I saw you mentioned the 85L and 135L, but considering you have the 70-200 II already i have trouble recommending those, that lens is a freak for a zoom, ridiculously sharp. Then again the 85 would give you a few extra stops and the bokeh is out of this world, but I don't see it getting much use with the other lenses you have.


----------



## samueljay (Jul 19, 2012)

remsy_atassi said:


> If you want TS I say wider is better. The 17mm is a crazy good lens.
> 
> You are also missing the something like a 16-35 range. The 2.8 L 16-35 is amazing.
> 
> If you want a long zoom you could go with the 100-300L 4.5-5.6 IS, but it's not that much of an addition to your 70-200 and is slower.

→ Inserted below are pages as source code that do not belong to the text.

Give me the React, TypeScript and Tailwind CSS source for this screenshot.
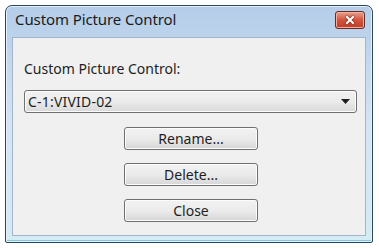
import { X } from 'lucide-react'

const FONT = { fontFamily: '"Noto Sans", "Open Sans", sans-serif' }

function DialogButton({ label }: { label: string }) {
  return (
    <button
      type="button"
      className="w-[134px] h-[23px] rounded-[3px] border border-[#707070] bg-gradient-to-b from-[#f2f2f2] via-[#ebebeb] to-[#d6d6d6] text-[14px] text-[#1e1e1e] leading-none shadow-[inset_0_0_0_1px_#fcfcfc]"
    >
      {label}
    </button>
  )
}

export default function App() {
  return (
    <div className="w-[379px] h-[248px] bg-white pt-[5px] pl-[5px]" style={FONT}>
      <div className="w-[368px] h-[238px] flex flex-col rounded-t-[7px] rounded-b-[2px] border border-[#2b4760] bg-gradient-to-b from-[#b4cde9] via-[#d6e4f3] to-[#d4ecf4] shadow-[inset_0_0_0_1px_#e6f0fa,inset_0_-2px_0_0_#7fcbe0]">
        {/* title bar */}
        <div className="h-[31px] flex items-start justify-between pl-[9px] pr-[7px]">
          <span className="mt-[2px] text-[15px] text-[#1b1b1b] tracking-[-0.1px]">Custom Picture Control</span>
          <div className="mt-[5px] w-[30px] h-[18px] rounded-[3px] border border-[#6b2a20] bg-gradient-to-b from-[#e8a090] via-[#d0553f] to-[#c23c27] shadow-[inset_0_0_0_1px_#eeb0a0] flex items-center justify-center">
            <X size={12} strokeWidth={4} className="text-white drop-shadow-[0_0_1px_#5a1a10]" />
          </div>
        </div>

        {/* client area */}
        <div className="mx-[6px] mb-[6px] flex-1 border border-[#9fb6cc] bg-[#f0f0f0] pl-[11px] pr-[8px] pt-[22px] flex flex-col">
          <div className="text-[14px] text-[#1e1e1e] leading-[18px]">Custom Picture Control:</div>
          <div className="mt-[12px] h-[23px] rounded-[3px] border border-[#707070] bg-gradient-to-b from-[#f2f2f2] via-[#ebebeb] to-[#d9d9d9] shadow-[inset_0_0_0_1px_#fcfcfc] flex items-center justify-between pl-[3px] pr-[6px]">
            <span className="text-[14px] text-[#1e1e1e] tracking-[0.2px]">C-1:VIVID-02</span>
            <svg width="9" height="5" viewBox="0 0 9 5">
              <path d="M0 0 H9 L4.5 5 Z" fill="#1e1e1e" />
            </svg>
          </div>
          <div className="mt-[14px] flex flex-col items-center gap-[13px] pl-[1px]">
            <DialogButton label="Rename..." />
            <DialogButton label="Delete..." />
            <DialogButton label="Close" />
          </div>
        </div>
      </div>
    </div>
  )
}
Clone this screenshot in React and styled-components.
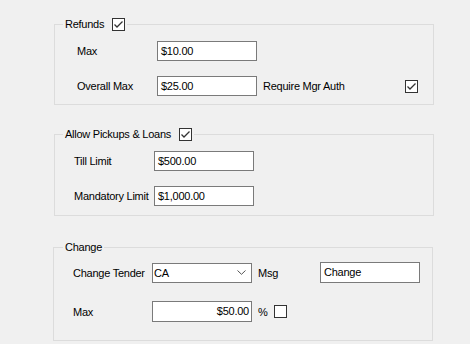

Thanks remsy, it's cool to hear that about the 17mm, I'll definitely be checking it out! The only thing that worries me about that lens is the front element, like the fisheye it protrudes (albiet quite a bit more  ) I know I'd be paranoid about not damaging it  Cool! Yeah that is an area I'm missing too, however with rumours of a 14-24 I might hold off just a bit longer to see if anything eventuates there 


neuroanatomist said:


> > I have $500 budget to spend at Home Depot. Please recommend what power tool I should buy.
> 
> 
> 
> ...


Sorry Neuro, I thought I mentioned that I was after something to add a bit of variety to the lenses I currently own. I have no specific subject that I want to shoot, I have my camera on me most of the time, and just shoot whatever takes my interest. Basically, I'm just asking what lens would you recommend that is not too similar to what I currently own. Hence why I mentioned Macro as a possibility, or Tilt Shift.


Random Orbits said:


> I'd consider the 16-35L and the 100L. The 16-35 is a nice UWA zoom and the the 100L opens you to macro photography. Both would open areas of different types of photography for you to explore. I wouldn't consider the TS lenses unless you are serious about landscape/architecture and have a good tripod system. Wider TS (17 and 24) are generally more useful for landscape/architecture esp. indoor. The TS 45 and 90 are typically more used for product photography. All TS lenses are manual focus only.
> 
> I'd skip getting a prime 300mm or longer -- it doesn't sound like it's a pressing need. If you want to extend your reach, you could consider getting an extender or two.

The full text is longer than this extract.